Reproduce each line bearing the word "that".

INPUT:
════════
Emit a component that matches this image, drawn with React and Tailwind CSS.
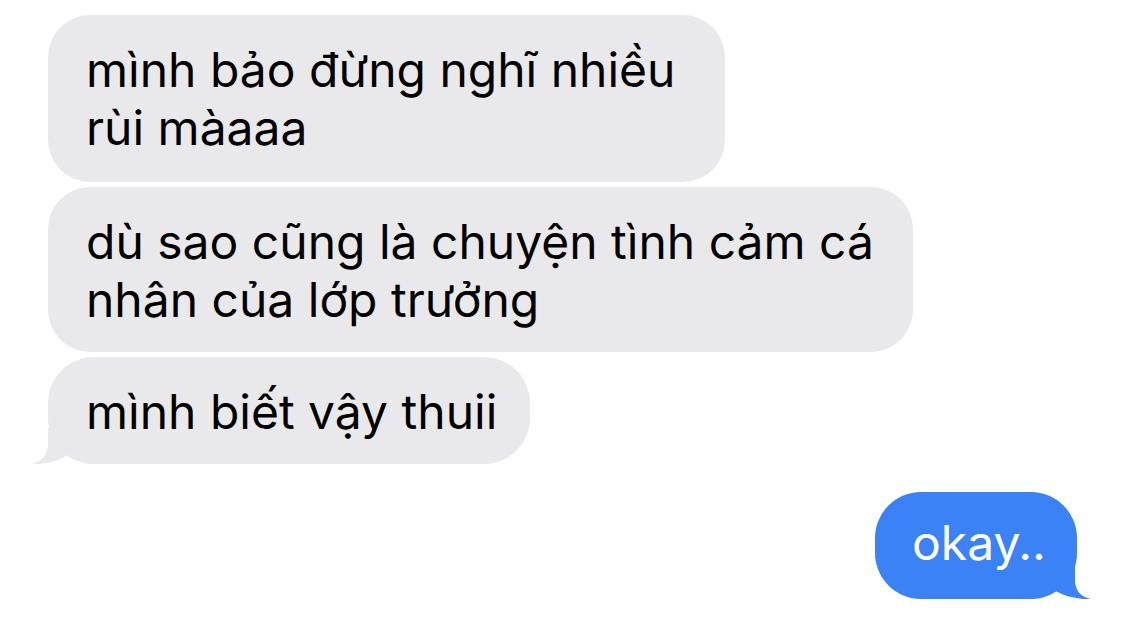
════════
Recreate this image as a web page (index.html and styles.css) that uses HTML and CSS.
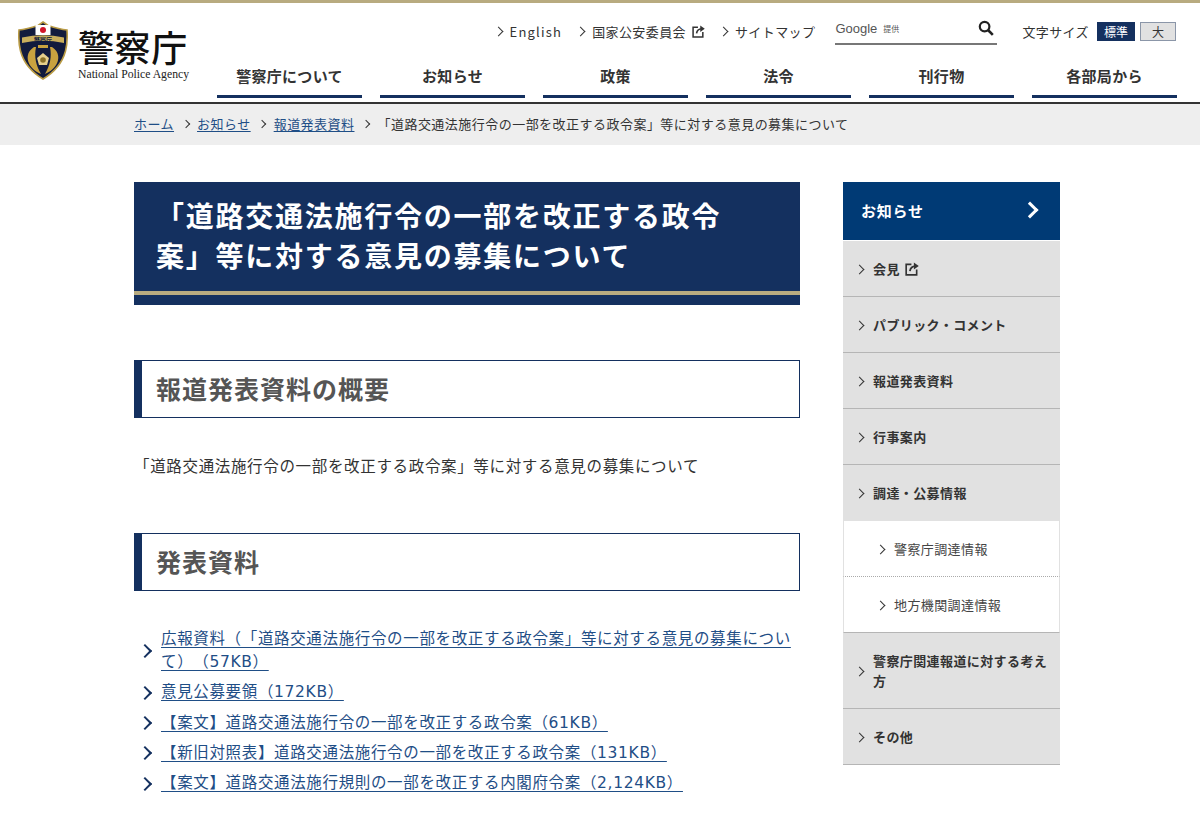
════════
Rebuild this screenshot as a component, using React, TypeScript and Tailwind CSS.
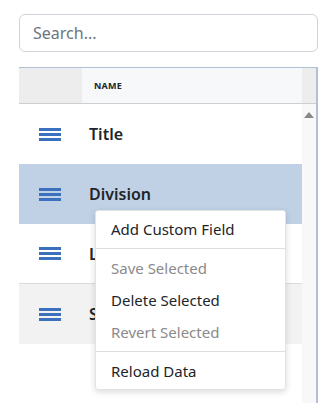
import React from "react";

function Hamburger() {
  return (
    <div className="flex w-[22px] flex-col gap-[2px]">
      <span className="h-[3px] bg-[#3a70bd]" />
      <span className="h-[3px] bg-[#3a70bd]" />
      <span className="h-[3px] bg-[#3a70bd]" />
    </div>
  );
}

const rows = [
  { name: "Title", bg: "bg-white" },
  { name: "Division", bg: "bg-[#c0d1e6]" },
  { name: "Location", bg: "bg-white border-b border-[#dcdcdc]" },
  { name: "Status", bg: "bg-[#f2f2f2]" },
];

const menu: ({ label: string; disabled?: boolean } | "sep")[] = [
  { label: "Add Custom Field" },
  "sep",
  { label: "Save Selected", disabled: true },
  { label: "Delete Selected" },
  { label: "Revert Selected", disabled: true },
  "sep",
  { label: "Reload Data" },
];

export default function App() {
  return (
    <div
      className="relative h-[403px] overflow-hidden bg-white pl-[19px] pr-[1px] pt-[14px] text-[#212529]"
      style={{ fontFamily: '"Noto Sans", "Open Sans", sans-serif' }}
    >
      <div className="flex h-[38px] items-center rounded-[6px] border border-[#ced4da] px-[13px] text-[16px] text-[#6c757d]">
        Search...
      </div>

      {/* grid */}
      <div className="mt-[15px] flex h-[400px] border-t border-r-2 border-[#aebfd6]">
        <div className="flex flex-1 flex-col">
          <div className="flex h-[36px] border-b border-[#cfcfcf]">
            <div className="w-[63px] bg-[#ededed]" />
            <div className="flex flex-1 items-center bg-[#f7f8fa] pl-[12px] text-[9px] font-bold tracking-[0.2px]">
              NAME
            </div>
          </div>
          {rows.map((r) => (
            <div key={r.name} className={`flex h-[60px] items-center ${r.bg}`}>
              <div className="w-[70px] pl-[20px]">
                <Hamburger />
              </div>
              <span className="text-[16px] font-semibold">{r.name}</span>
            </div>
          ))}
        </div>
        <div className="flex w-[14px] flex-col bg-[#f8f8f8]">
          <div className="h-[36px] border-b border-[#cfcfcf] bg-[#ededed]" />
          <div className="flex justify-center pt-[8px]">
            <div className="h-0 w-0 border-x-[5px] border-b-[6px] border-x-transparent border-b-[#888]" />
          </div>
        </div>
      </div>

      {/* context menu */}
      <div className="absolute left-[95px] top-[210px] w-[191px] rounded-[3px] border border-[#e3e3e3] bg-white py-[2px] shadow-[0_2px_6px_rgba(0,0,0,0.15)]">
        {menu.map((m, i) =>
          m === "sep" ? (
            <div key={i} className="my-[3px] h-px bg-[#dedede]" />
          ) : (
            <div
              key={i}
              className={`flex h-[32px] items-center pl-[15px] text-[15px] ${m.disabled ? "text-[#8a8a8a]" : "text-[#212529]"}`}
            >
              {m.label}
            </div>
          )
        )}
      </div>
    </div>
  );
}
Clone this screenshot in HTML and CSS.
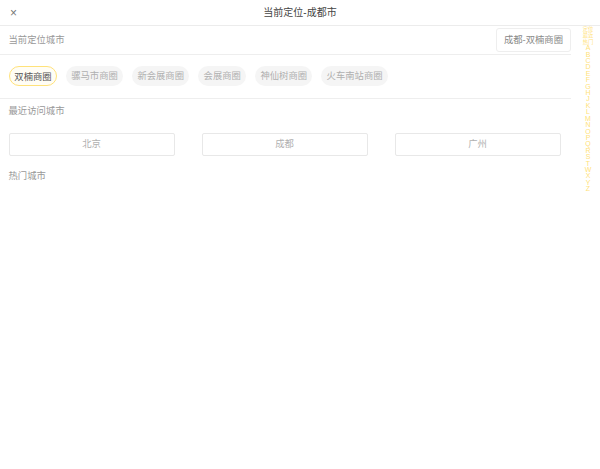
════════
SOLUTION FOR THIS EXERCISE:
Emit a component that matches this image, drawn with React and Tailwind CSS.
Recreate this image as a web page (index.html and styles.css) that uses HTML and CSS.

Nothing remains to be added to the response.